Masterfully, Prime Minister Modi has repeatedly managed to deflect tensions with Pakistan on to India’s minorities and the political parties which speak up for them. He constructs and projects them as the danger within, as fifth columnists. They are repeatedly challenged to prove their patriotism by rallying around the armed forces or the national flag.
But the NRC is not just one more such hoop being set up for Indian Muslims. It will render them as a group, sufficiently visible- a potential enemy – the “sleeper”, the quintessential ‘insider outsider’, the pernicious domestic foe. This allows the promoters of Hindu nationalism to think of themselves as under threat not only at a subcontinental level from Islamic countries in the neighbourhood but also by the Muslim “lurking” within.
The data collected by the expanded NPR itself , even without the NRC, will generate grids of surveillance of the ‘enemy within’. For example, by linking mobile numbers to residential addresses, the NPR will allow their communication to be easily monitored. It will generate a nationally available ready reckoner of political suspects who can be arrested at the time of any emergency or political crisis.

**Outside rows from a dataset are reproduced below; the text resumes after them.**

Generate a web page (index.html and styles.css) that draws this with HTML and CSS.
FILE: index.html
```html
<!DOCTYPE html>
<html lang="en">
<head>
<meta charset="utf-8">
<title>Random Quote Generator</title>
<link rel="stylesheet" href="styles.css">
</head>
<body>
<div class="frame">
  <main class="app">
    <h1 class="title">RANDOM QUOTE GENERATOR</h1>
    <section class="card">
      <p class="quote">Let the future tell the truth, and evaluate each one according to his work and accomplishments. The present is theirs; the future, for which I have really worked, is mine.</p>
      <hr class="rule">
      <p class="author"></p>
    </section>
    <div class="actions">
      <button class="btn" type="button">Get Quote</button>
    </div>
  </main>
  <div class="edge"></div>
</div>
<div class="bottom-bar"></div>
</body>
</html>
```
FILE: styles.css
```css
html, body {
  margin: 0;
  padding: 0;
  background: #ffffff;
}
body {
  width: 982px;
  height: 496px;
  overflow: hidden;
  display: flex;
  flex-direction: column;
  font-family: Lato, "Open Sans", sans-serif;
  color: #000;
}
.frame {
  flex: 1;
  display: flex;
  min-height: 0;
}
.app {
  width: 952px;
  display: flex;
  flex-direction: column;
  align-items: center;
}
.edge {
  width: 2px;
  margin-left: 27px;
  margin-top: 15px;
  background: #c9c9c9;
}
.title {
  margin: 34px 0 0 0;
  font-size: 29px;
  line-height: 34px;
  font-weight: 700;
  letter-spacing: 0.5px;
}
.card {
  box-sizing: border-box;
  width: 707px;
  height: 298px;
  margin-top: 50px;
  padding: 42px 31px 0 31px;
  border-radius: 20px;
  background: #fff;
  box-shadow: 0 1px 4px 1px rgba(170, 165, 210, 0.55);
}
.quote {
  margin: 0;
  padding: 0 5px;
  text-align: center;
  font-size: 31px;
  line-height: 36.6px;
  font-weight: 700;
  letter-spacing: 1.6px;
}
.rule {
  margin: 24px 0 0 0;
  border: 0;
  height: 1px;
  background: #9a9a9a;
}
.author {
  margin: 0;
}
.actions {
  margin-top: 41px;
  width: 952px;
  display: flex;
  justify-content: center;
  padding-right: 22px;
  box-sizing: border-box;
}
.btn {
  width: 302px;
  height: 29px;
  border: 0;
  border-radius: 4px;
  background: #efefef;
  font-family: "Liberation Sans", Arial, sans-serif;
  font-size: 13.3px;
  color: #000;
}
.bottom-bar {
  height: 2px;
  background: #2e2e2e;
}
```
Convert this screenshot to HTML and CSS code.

With the CAA and the NRC package, Indian Muslims will be deliberately burdened with proving their identity and solidarity with the nation on the one hand and simultaneously become potential targets of exclusion, on the other. If such measures frighten and force the community to withdraw from the public sphere as equal citizens, it will further consolidate the idea of India as a Hindu state that the BJP and its Hindutva forbearers long cherished. They never managed to win the Hindutva project because of the marginal role they played in India’s struggle for Independence, their inability to influence the Constituent Assembly, or to even have the numbers to amend and remake the Constitution. Until now.